Kangaroo court is always fun too.

Ok, here’s a great story for you! One of the players is somebody that people who follow baseball would know. The other two people involved are players that people who follow minor league baseball prospects would know. Relatively big names. “Player A” broke his bat…and it was CORKED!!! Cork flew onto the field, “Player A” was ejected, and the umpires confiscated to bat remains and locked it in their clubhouse. Two of the pitchers from that team decided that the best thing to do would be to steal the bat back so that maybe “Player A” would not be suspended. They bugged me and bugged me to unlock the ump’s clubhouse, let them steal it, then lock it back. I knew that if I got implicated in this scheme at all, I could possibly be fired and blackballed from the game. I gave them a firm, “Hell no, not a chance,” and went back to the kitchen to finish the postgame spread. 15 minutes or so later I went back into the clubhouse and found “Pitcher A” standing on the manager’s desk looking into a space where one of the ceiling tiles was removed. “Pitcher B” had climbed into the ceiling and was going to crawl across to the ump’s clubhouse, lower himself down through the ceiling, and steal the bat!!! I can’t quite remember why their plan didn’t work; maybe there was a wall or a duct that was in the way.

His Roommate Was Collie Flower Smith

Brock Bond led the Eastern League in hitting last season as a 23-year-old prospect in the Giants system.  While he showed little power (.408 SLG%) and questionable judgment on the basepaths (13 steals, 15 caught stealing), the 150 hits he compiled in 450 at-bats were enough to help land him at #29 on Baseball America’s Top 30 list for San Francisco.

I recently learned two things about Bond that made my jaw drop.

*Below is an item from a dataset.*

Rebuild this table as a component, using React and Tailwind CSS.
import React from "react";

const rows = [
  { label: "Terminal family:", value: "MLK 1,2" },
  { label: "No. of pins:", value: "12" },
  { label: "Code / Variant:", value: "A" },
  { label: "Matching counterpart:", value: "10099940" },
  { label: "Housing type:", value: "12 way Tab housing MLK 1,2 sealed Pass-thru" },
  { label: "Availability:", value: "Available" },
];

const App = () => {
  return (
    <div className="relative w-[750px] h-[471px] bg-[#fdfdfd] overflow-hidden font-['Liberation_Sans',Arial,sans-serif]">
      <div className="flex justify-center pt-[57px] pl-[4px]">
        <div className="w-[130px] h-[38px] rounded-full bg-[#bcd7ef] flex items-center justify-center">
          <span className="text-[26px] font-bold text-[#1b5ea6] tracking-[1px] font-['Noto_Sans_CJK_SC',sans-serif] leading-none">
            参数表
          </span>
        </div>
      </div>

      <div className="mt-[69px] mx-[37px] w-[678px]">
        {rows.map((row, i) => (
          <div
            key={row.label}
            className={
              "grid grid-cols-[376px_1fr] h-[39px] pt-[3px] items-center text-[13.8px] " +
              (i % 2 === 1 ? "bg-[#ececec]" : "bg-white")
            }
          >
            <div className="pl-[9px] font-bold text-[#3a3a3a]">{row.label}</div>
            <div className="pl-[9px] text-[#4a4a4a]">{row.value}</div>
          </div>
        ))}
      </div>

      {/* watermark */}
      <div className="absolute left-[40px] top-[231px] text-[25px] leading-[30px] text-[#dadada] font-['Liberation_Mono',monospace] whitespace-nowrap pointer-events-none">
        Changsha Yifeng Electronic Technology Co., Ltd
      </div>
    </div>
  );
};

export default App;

The first comes from Jeff Perro, the second from Baseball America’s 2010 Prospect Handbook:

1) His full name is Brock Lee Bond.  Say the first and middle names quickly, out loud.  Somebody’s parents had a sense of humor.

2) He was drafted by the Giants in the 24th round of the 2007 draft.  I know, I know – there’s nothing shocking about that.  The Handbook, however, notes that he was drafted accidentally – the Giants were actually targeting Casey Bond, an outfielder out of Lipscomb.  I wonder how many people got fired for that little mixup.

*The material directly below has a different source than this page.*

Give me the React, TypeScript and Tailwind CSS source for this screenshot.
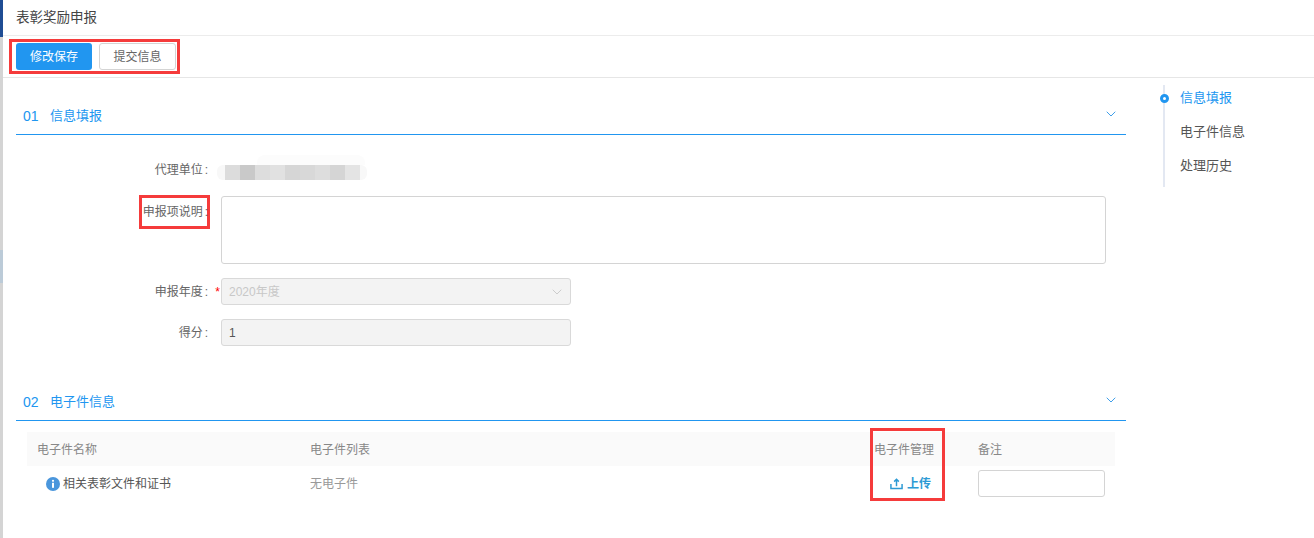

I have to admit that it’s all worked out quite well for the lad.  While Casey Bond left the game after two seasons and exactly one game above short season Class A, Brock has climbed the organizational ladder steadily, progressing from Rookie to Double-A in three seasons.  Also, fortunately, the name “Brock Bond” sounds appropriately bad ass, like the star of a spaghetti Western or something.

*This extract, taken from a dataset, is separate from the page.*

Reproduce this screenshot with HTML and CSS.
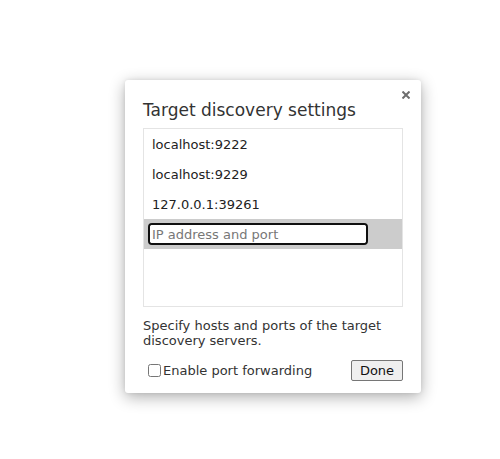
FILE: index.html
```html
<!DOCTYPE html>
<html>
<head>
<meta charset="utf-8">
<link rel="stylesheet" href="styles.css">
</head>
<body>
<div class="stage">
  <div class="dialog">
    <button class="close" aria-label="Close">
      <svg width="8" height="8" viewBox="0 0 8 8"><path d="M0.5 0.5L7.5 7.5M7.5 0.5L0.5 7.5" stroke="#6e6e6e" stroke-width="2" fill="none"/></svg>
    </button>
    <div class="title">Target discovery settings</div>
    <div class="list">
      <div class="item">localhost:9222</div>
      <div class="item">localhost:9229</div>
      <div class="item">127.0.0.1:39261</div>
      <div class="item editing"><input class="field" type="text" placeholder="IP address and port"></div>
    </div>
    <div class="help">Specify hosts and ports of the target discovery servers.</div>
    <div class="footer">
      <label class="check"><input type="checkbox" class="box"><span>Enable port forwarding</span></label>
      <button class="done">Done</button>
    </div>
  </div>
</div>
</body>
</html>
```
FILE: styles.css
```css
html, body {
  margin: 0;
  padding: 0;
  background: #fff;
}
body {
  font-family: "DejaVu Sans", sans-serif;
  color: #222;
  min-height: 459px;
}
.stage {
  padding: 80px 0 40px 125px;
}
.dialog {
  position: relative;
  width: 296px;
  height: 313px;
  box-sizing: border-box;
  background: #fff;
  border-radius: 3px;
  box-shadow: 0 4px 16px rgba(0,0,0,0.32), 0 0 4px rgba(0,0,0,0.08);
  padding: 19px 18px 12px 18px;
  display: flex;
  flex-direction: column;
}
.close {
  position: absolute;
  top: 11px;
  right: 11px;
  width: 8px;
  height: 8px;
  padding: 0;
  border: 0;
  background: none;
  display: flex;
}
.title {
  font-size: 17px;
  line-height: 22px;
  color: #333;
  height: 29px;
}
.list {
  border: 1px solid #e4e4e4;
  height: 177px;
  display: flex;
  flex-direction: column;
}
.item {
  height: 30px;
  display: flex;
  align-items: center;
  padding-left: 8px;
  font-size: 13px;
  color: #222;
}
.item.editing {
  background: #cccccc;
  padding-left: 4px;
}
.field {
  width: 220px;
  height: 22px;
  box-sizing: border-box;
  border: 2px solid #101010;
  border-radius: 4px;
  outline: 1px solid #fff;
  outline-offset: -3px;
  background: #fff;
  font-family: "DejaVu Sans", sans-serif;
  font-size: 13px;
  padding: 0 2px;
  margin: 0;
  color: #222;
}
.field::placeholder {
  color: #777;
}
.help {
  margin-top: 11px;
  font-size: 13px;
  line-height: 15px;
  color: #333;
}
.footer {
  margin-top: auto;
  display: flex;
  align-items: center;
  justify-content: space-between;
}
.check {
  display: flex;
  align-items: center;
  font-size: 13px;
  color: #333;
  padding-left: 1px;
}
.box {
  width: 13px;
  height: 13px;
  margin: 0 2px 0 4px;
}
.done {
  font-family: "DejaVu Sans", sans-serif;
  font-size: 13px;
  height: 21px;
  width: 52px;
  padding: 0;
  background: #efefef;
  border: 1px solid #767676;
  border-radius: 2px;
  color: #111;
}
```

Where Will Strasburg Start The 2010 Season?

Stephen Strasburg is gonna rock some lucky fan base’s world in 2010.  The question is, where?

Tuesday morning, Nats manager Jim Riggleman “strongly hinted” that Strasburg would spend some time riding the buses in ye olde minor leagues to begin the season, the reason being that live game action against Double- or Triple-A hitters will provide a better overall measure of the phenom’s performance than a few spring training outings against major leaguers.

Tuesday evening, of course, Riggleman “definitely didn’t rule out” the idea of Strasburg in a Natinals uniform on Opening Day.  So really, nobody knows what the hell is going to happen.

That leaves me with only one option: to assume that if Strasburg starts off in the minors, it will be in either Syracuse or Harrisburg, and to figure out when those teams might be coming to a ballpark near me.  Because obviously, the main objective is to see this kid throw in person.

I looked at the road trips for each of those two teams, but first the lightning in a bottle scenario: my second annual baseball road trip takes me through Washington in early June, either the fourth or the fifth, when the Nationals play the Reds.  This guarantees at least a shot at seeing Jay Bruce, of course, and is also right around the time that Strasburg would likely be getting a callup if he does in fact go to the minors.  So there’s that.

(And don’t get me started on the possibility of a Strasburg-Aroldis Chapman matchup…)

Now, if he does start off in Triple-A, here are the Chiefs’ road trips through the end of June:

April 14-16 @ Scranton/Wilkes-Barre
April 17-20 @ Lehigh Valley
April 27-30 @ Toledo
May 1-4 @ Columbus
May 14-17 @ Pawtucket
May 18-21 @ Rochester
May 27-28 @ Scranton/Wilkes-Barre
May 31-June 3 @ Buffalo
June 12-15 @ Charlotte
June 17-20 @ Gwinnett
June 29-30 @ Buffalo

It must be noted that my friend Chris, who writes for this blog, lives in upstate New York, so even if Strasburg gets called up at the end of May, he’s still a) playing his home games in nearby Syracuse, and b) making trips to Buffalo and Rochester. If Strasburg ends up in Triple-A and Chris DOESN’T see him at least once, he’s doing something wrong.

I can’t help but notice, however, that journeys to my corner of the world are few and far between. There’s just one, actually, a four-game trip to Pawtucket in mid-May. It’s a longshot, admittedly, but it’s possible.

Now, there is just as good a chance that the higher-ups will send Strasburg to the Harrisburg Senators. If that’s the case, he could be just up the road in Manchester, right? Or maybe Portland? As my son likes to say, “Uh, uh…no.”

April 8-11 @ Altoona
April 12-14 @ Bowie
April 22-25 @ New Britain
April 26-28 @ Reading
May 10-12 @ Altoona
May 21-23 @ Akron
May 28-31 @ Erie
June 1-3 @ Richmond
June 8-10 @ Altoona
June 15-17 @ New Britain
June 18-20 @ Bowie
June 28-30 @ Portland

I don’t know how the Eastern League puts together its schedule, but if you’re scoring at home, that’s three visits to Altoona, two to Bowie, and two to New Britain before the Senators wind their way up to northern New England in the last week of June. And that stop in New Hampshire, right up the road? Last week in July, my friends, by which point The Strasburg will most certainly have left the building.

So the point of all this, I guess, is that unless the cards fall right, I’m unlikely to see Stephen Strasburg pitch this season. The bright side, though, is that Chris should have ample opportunity to see him if he lands in Triple-A, and fans in minor league towns up and down the eastern seaboard should have that same chance regardless of where he plays.